Retype, please, the listing from its opening line through the line that contains "type Arrow = 'right' | 'down' | null;", both included, without the pictures.

= = = =

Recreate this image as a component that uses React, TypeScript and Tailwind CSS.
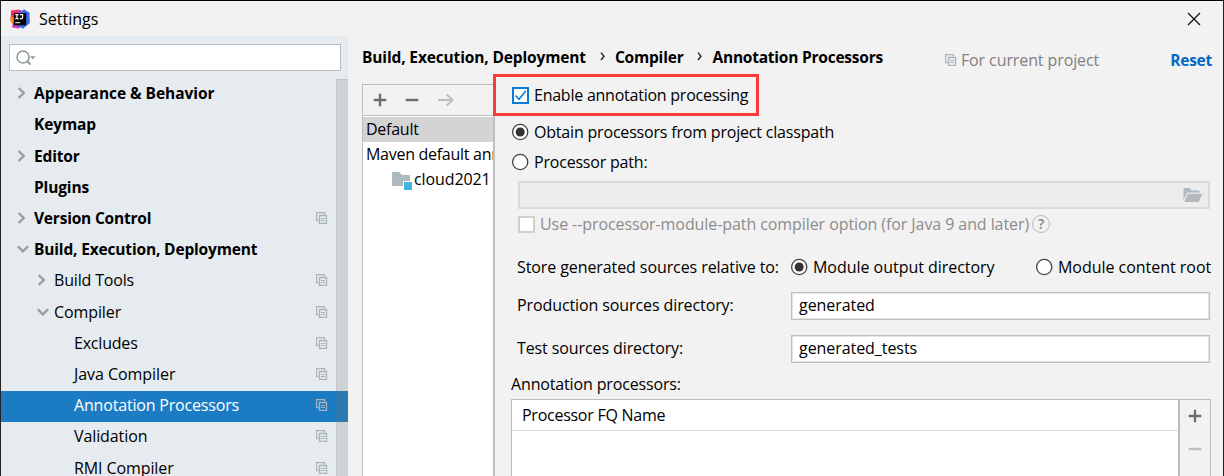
import type { ReactNode } from 'react';

type Arrow = 'right' | 'down' | null;

interface TreeItem {
  label: string;
  indent: string;
  arrow: Arrow;
  bold?: boolean;
  project?: boolean;
  selected?: boolean;
  tracking: string;
}

const tree: TreeItem[] = [
  { label: 'Appearance & Behavior', indent: 'pl-[14px]', arrow: 'right', bold: true, tracking: 'tracking-[-0.05px]' },
  { label: 'Keymap', indent: 'pl-[14px]', arrow: null, bold: true, tracking: 'tracking-[-0.1px]' },
  { label: 'Editor', indent: 'pl-[14px]', arrow: 'right', bold: true, tracking: 'tracking-[-0.15px]' },
  { label: 'Plugins', indent: 'pl-[14px]', arrow: null, bold: true, tracking: 'tracking-[-0.15px]' },
  { label: 'Version Control', indent: 'pl-[14px]', arrow: 'right', bold: true, project: true, tracking: 'tracking-[-0.2px]' },
  { label: 'Build, Execution, Deployment', indent: 'pl-[14px]', arrow: 'down', bold: true, tracking: 'tracking-[-0.16px]' },
  { label: 'Build Tools', indent: 'pl-[34px]', arrow: 'right', project: true, tracking: 'tracking-[-0.17px]' },
  { label: 'Compiler', indent: 'pl-[34px]', arrow: 'down', project: true, tracking: 'tracking-[-0.1px]' },
  { label: 'Excludes', indent: 'pl-[54px]', arrow: null, project: true, tracking: 'tracking-[-0.2px]' },
  { label: 'Java Compiler', indent: 'pl-[54px]', arrow: null, project: true, tracking: 'tracking-[-0.05px]' },
  { label: 'Annotation Processors', indent: 'pl-[54px]', arrow: null, project: true, selected: true, tracking: 'tracking-[-0.18px]' },
  { label: 'Validation', indent: 'pl-[54px]', arrow: null, project: true, tracking: 'tracking-[-0.1px]' },
  { label: 'RMI Compiler', indent: 'pl-[54px]', arrow: null, project: true, tracking: 'tracking-[-0.1px]' },
];

function Logo() {
  return (
    <svg width="20" height="20" viewBox="0 0 20 20">
      <path d="M1 1.500 L9 .5 L11 9 L5 14 L.8 10 Z" fill="#fb2d62" />
      <path d="M0 9 L4 8 L6 15 L3 15.500 L.5 12.500 Z" fill="#fc8a22" />
      <path d="M3 13 L8 13 L12 17 L9 19.500 L2 18.500 Z" fill="#d336c4" />
      <path d="M9 4 L14 .3 L19.500 3.800 L19.800 14 L13 19.700 L8 17 Z" fill="#3b6bea" />
      <path d="M7 1.500 L11 1 L13 5 L8 5 Z" fill="#a544c9" />
      <path d="M3.800 4h12.400v12.300H3.800z" fill="#070707" />
      <path d="M5.200 5.600h3.400M6.900 5.600v4M5.200 9.700h3.400M10 5.600h2.600v2.900q0 1.200-1.200 1.200H9.800" fill="none" stroke="#fff" strokeWidth="1.2" />
      <path d="M5.300 13.700h4.800" stroke="#fff" strokeWidth="1" />
    </svg>
  );
}

function Chevron({ arrow }: { arrow: Arrow }) {
  return (
    <span className="flex w-[19px] shrink-0 items-center">
      {arrow === 'right' && (
        <svg className="ml-[2px]" width="12" height="12" viewBox="0 0 12 12" fill="none" stroke="#999c9f" strokeWidth="2.3">
          <path d="M1.600 1 6.800 6 1.600 11" />
        </svg>
      )}
      {arrow === 'down' && (
        <svg className="ml-[2px]" width="12" height="12" viewBox="0 0 12 12" fill="none" stroke="#999c9f" strokeWidth="2.3">
          <path d="M.7 3.200 5.900 8.300 11.100 3.200" />
        </svg>
      )}
    </span>
  );
}

function ProjectIcon() {
  return (
    <svg className="shrink-0" width="12" height="12" viewBox="0 0 12 12" fill="none" stroke="#aab4bb">
      <path d="M2.500 8.500h-2v-8h8v2" strokeWidth="1.3" />
      <path d="M3.500 3.500h7v8h-7z" strokeWidth="1.3" />
      <path d="M5 6.500h4M5 8.500h4" />
    </svg>
  );
}

function Plus({ color }: { color: string }) {
  return (
    <svg width="14" height="14" viewBox="0 0 14 14" stroke={color} strokeWidth="2.4">
      <path d="M.7 7h12.600M7 .7v12.600" />
    </svg>
  );
}

function Minus({ color }: { color: string }) {
  return (
    <svg width="14" height="14" viewBox="0 0 14 14" stroke={color} strokeWidth="2.4">
      <path d="M.7 7h12.600" />
    </svg>
  );
}

function Radio({ checked = false }: { checked?: boolean }) {
  return (
    <svg className="shrink-0" width="18" height="18" viewBox="0 0 18 18">
      <circle cx="9.2" cy="9" r="7.6" fill="#fff" stroke="#444" strokeWidth="1.3" />
      {checked && <circle cx="9.2" cy="9" r="4.5" fill="#333" />}
    </svg>
  );
}

function Field({ children }: { children: ReactNode }) {
  return (
    <div className="flex h-[28px] w-[419px] items-center border border-[#bfbfbf] bg-white pb-[2px] pl-[7px] tracking-[-0.06px] shadow-[inset_0_0_0_1px_#e4e4e4]">
      {children}
    </div>
  );
}

function Sidebar() {
  return (
    <aside className="relative flex w-[347px] shrink-0 flex-col bg-[#e6ebef]">
      <div className="mt-[8px] ml-[8px] flex h-[27px] w-[332px] shrink-0 items-center border border-[#b8bbbe] bg-white pl-[5px]">
        <svg width="22" height="17" viewBox="0 0 22 17">
          <circle cx="8" cy="8" r="6" fill="none" stroke="#8f979c" strokeWidth="1.5" />
          <path d="M12 12l3.400 3.600" stroke="#8f979c" strokeWidth="2" />
          <path d="M15 7.200h5.400l-2.700 3z" fill="#8f979c" />
        </svg>
      </div>
      <div className="mt-[8px] flex flex-col">
        {tree.map((item) => (
          <div
            key={item.label}
            className={`flex h-[31.2px] shrink-0 items-center pb-[2.6px] ${item.indent} ${item.selected ? 'bg-[#1b7cc4] text-white' : ''}`}
          >
            <Chevron arrow={item.arrow} />
            <span className={`grow ${item.tracking} ${item.bold ? 'text-[15.5px] font-bold' : ''}`}>{item.label}</span>
            {item.project && (
              <span className="mr-[20px] flex">
                <ProjectIcon />
              </span>
            )}
          </div>
        ))}
      </div>
      <div className="absolute top-[43px] right-0 bottom-0 w-[12px] border-t border-l border-[#73737320] bg-[#73737333]" />
    </aside>
  );
}

function ProfileList() {
  return (
    <div className="ml-[14px] flex w-[131px] shrink-0 flex-col overflow-hidden border-t border-l border-[#bdbdbd] bg-white">
      <div className="flex h-[31px] shrink-0 items-center gap-[18px] border-b border-[#bdbdbd] bg-[#f2f2f2] pl-[10px]">
        <Plus color="#6e6e6e" />
        <Minus color="#6e6e6e" />
        <svg width="18" height="14" viewBox="0 0 18 14" fill="none" stroke="#bdbdbd" strokeWidth="2">
          <path d="M1 7h14.500M9.800 1.500 15.500 7 9.800 12.500" />
        </svg>
      </div>
      <div className="mt-px flex h-[25px] shrink-0 items-center bg-[#d4d4d4] pb-[2px] pl-[3px] tracking-[-0.25px]">Default</div>
      <div className="flex h-[25px] shrink-0 items-center pb-[2px] pl-[3px] tracking-[-0.28px]">Maven default ann</div>
      <div className="flex h-[25px] shrink-0 items-center gap-[2px] pb-[2px] pl-[29px]">
        <svg className="mt-[5px]" width="20" height="18" viewBox="0 0 20 18">
          <path d="M0 0h7l3 3h8v11H0z" fill="#adb8bf" />
          <path d="M11 9h9v9h-9z" fill="#fff" />
          <path d="M12 10h8v8h-8z" fill="#40b6e0" />
        </svg>
        <span className="tracking-[-0.1px]">cloud2021</span>
      </div>
    </div>
  );
}

function ProcessorForm() {
  return (
    <div className="flex grow flex-col border-l-2 border-[#c0c0c0]">
      <div className="flex h-[26px] shrink-0 items-center pb-[4px] pl-[17px] tracking-[-0.24px]">
        <svg className="mr-[5px]" width="17" height="17" viewBox="0 0 17 17">
          <path d="M1 1h15v15H1z" fill="#fff" stroke="#0a7bd6" strokeWidth="2" />
          <path d="M3.500 8.500 7 12.300 13.700 4" fill="none" stroke="#0a7bd6" strokeWidth="1.500" />
        </svg>
        Enable annotation processing
      </div>
      <div className="mt-[7px] flex h-[30px] shrink-0 items-center gap-[5px] pl-[16px] tracking-[-0.19px]">
        <Radio checked />
        Obtain processors from project classpath
      </div>
      <div className="flex h-[30px] shrink-0 items-center gap-[5px] pl-[16px] tracking-[-0.2px]">
        <Radio />
        Processor path:
      </div>
      <div className="mt-[4px] ml-[23px] flex h-[28px] w-[692px] shrink-0 items-center justify-end border-2 border-[#dadada] bg-[#ececec] pr-[5px]">
        <svg width="20" height="15" viewBox="0 0 20 15" fill="#b3babf">
          <path d="M.5 0h6l2 2.400h8V4.600H4.200L.5 12z" />
          <path d="M4.900 5.700H19.300L15.800 14H1.200z" />
        </svg>
      </div>
      <div className="flex h-[30px] shrink-0 items-center pl-[23px] tracking-[-0.08px] text-[#8c8c8c]">
        <span className="mr-[5px] size-[17px] border-2 border-[#cfcfcf] bg-white" />
        Use --processor-module-path compiler option (for Java 9 and later)
        <span className="ml-[3px] flex size-[18px] items-center justify-center rounded-full border-[1.5px] border-[#b4bdc3] text-[14px] font-semibold text-[#7e8386]">
          ?
        </span>
      </div>
      <div className="mt-[13px] flex h-[30px] shrink-0 items-center">
        <span className="w-[295px] pl-[22px] tracking-[-0.09px]">Store generated sources relative to:</span>
        <span className="flex w-[245px] items-center gap-[5px] tracking-[-0.03px]">
          <Radio checked />
          Module output directory
        </span>
        <span className="flex items-center gap-[5px] tracking-[-0.03px]">
          <Radio />
          Module content root
        </span>
      </div>
      <div className="mt-[10px] flex h-[28px] shrink-0 items-center">
        <span className="w-[296px] pb-[2px] pl-[22px] tracking-[-0.1px]">Production sources directory:</span>
        <Field>generated</Field>
      </div>
      <div className="mt-[15px] flex h-[28px] shrink-0 items-center">
        <span className="w-[296px] pb-[2px] pl-[22px] tracking-[-0.1px]">Test sources directory:</span>
        <Field>generated_tests</Field>
      </div>
      <div className="mt-[11px] flex h-[20px] shrink-0 items-center pl-[16px] tracking-[-0.15px]">Annotation processors:</div>
      <div className="mt-[5px] ml-[16px] flex h-[90px] w-[700px] shrink-0 border border-[#bdbdbd]">
        <div className="grow bg-white">
          <div className="flex h-[31px] items-center border-b border-[#dedede] pl-[10px] tracking-[-0.26px]">Processor FQ Name</div>
        </div>
        <div className="flex w-[32px] flex-col items-center gap-[19px] border-l-2 border-[#bdbdbd] pt-[9px]">
          <Plus color="#6e6e6e" />
          <Minus color="#bdbdbd" />
        </div>
      </div>
    </div>
  );
}

function Crumb() {
  return (
    <svg className="mr-[9px] ml-[14px] -mt-[2px]" width="6" height="9" viewBox="0 0 6 9" fill="none" stroke="#222" strokeWidth="1.400">
      <path d="M1 .6 4 4.300 1 8" />
    </svg>
  );
}

export default function App() {
  return (
    <div className="flex h-[476px] w-[1224px] flex-col overflow-hidden border-x border-t border-x-[#222] border-t-black bg-[#f2f2f2] font-['Open_Sans','Noto_Sans',sans-serif] text-[16px] leading-[22px] whitespace-nowrap text-black">
      <header className="flex h-[35px] shrink-0 items-center">
        <span className="ml-[9px]">
          <Logo />
        </span>
        <span className="ml-[9px]">Settings</span>
        <svg className="mr-[22px] ml-auto" width="14" height="14" viewBox="0 0 14 14" stroke="#111" strokeWidth="1.300">
          <path d="M1 1l12 12M13 1 1 13" />
        </svg>
      </header>
      <div className="flex min-h-0 grow">
        <Sidebar />
        <main className="flex min-w-0 grow flex-col">
          <div className="flex h-[48px] shrink-0 items-center pb-[6px] pl-[14px] text-[15.5px] font-bold">
            <span className="tracking-[-0.14px]">Build, Execution, Deployment</span>
            <Crumb />
            <span className="tracking-[-0.2px]">Compiler</span>
            <Crumb />
            <span className="tracking-[-0.23px]">Annotation Processors</span>
            <span className="mt-[6px] ml-[62px] flex items-center gap-[4px] text-[16px] font-normal tracking-[-0.1px] text-[#808080]">
              <ProjectIcon />
              For current project
            </span>
            <span className="mt-[6px] mr-[11px] ml-auto tracking-[-0.25px] text-[#0068c6]">Reset</span>
          </div>
          <div className="relative flex min-h-0 grow">
            <ProfileList />
            <ProcessorForm />
            <div className="pointer-events-none absolute -top-[10px] left-[145px] h-[42px] w-[266px] border-[3px] border-[#fb3a3a]" />
          </div>
        </main>
      </div>
    </div>
  );
}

= = = =

• Answer for the task:
Recreate this image as a component that uses React, TypeScript and Tailwind CSS.
import type { ReactNode } from 'react';

type Arrow = 'right' | 'down' | null;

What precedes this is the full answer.